Quote Originally Posted by Kathianne View Post
That strikes me as strange. I thought the military always had at least 5 scenarios going for contingencies? Most anything I've read from someone with military background, even just 'grunts' has a depth missing from many of the great 'academic' writers, whether in history or politics.
Training does not work like that, just like training your body to do anything (power lifting to martial arts is something I am experenceing). You cant expect an entire army that has spent years fighting conterinsurgency in iraq to take a couple month course and voi la they are now large scale war fighters not to mention they are hella burned out and the fact that a movie is being made about stop-loss speaks volumes about the sentiments of many soldiers, how are we suppost to fight a large scale war with people who dont want to fight anymore.

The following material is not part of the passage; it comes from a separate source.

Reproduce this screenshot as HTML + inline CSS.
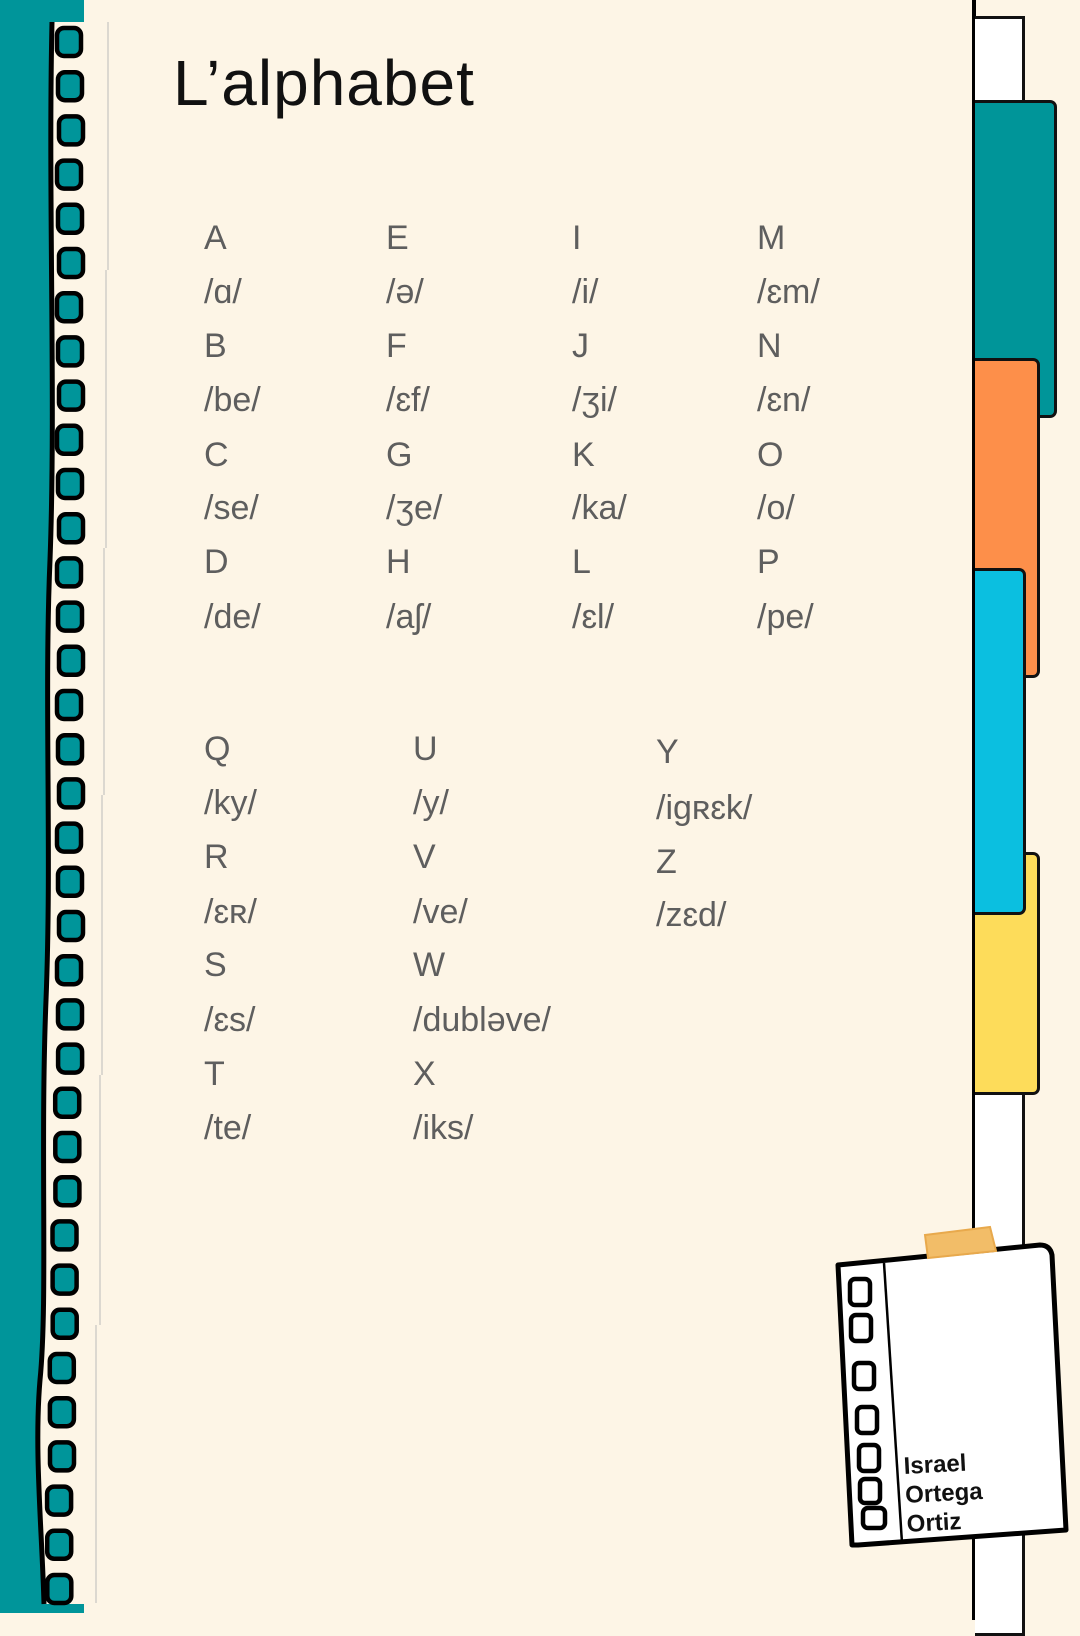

We are also jipping our soldiers out of the use of many very destructive national assets we posses that would make there jobs way easier and cut deployments without a draft but that wouldent be politicaly correct so we are going to take it in the pants as a result. Maybe the phylosophy and high level planning account for many scenarios but you have equipment issues (much equipment has been damaged or destroyed in iraq and most of our air force assets are due for retirement) and training issues. We have been bleeding off our national assets with this war and rebuilding and repairing expensive complicated complex war equipment is not cheap, easy or fast no matter what warm and fuzzy you get from the statement you made above.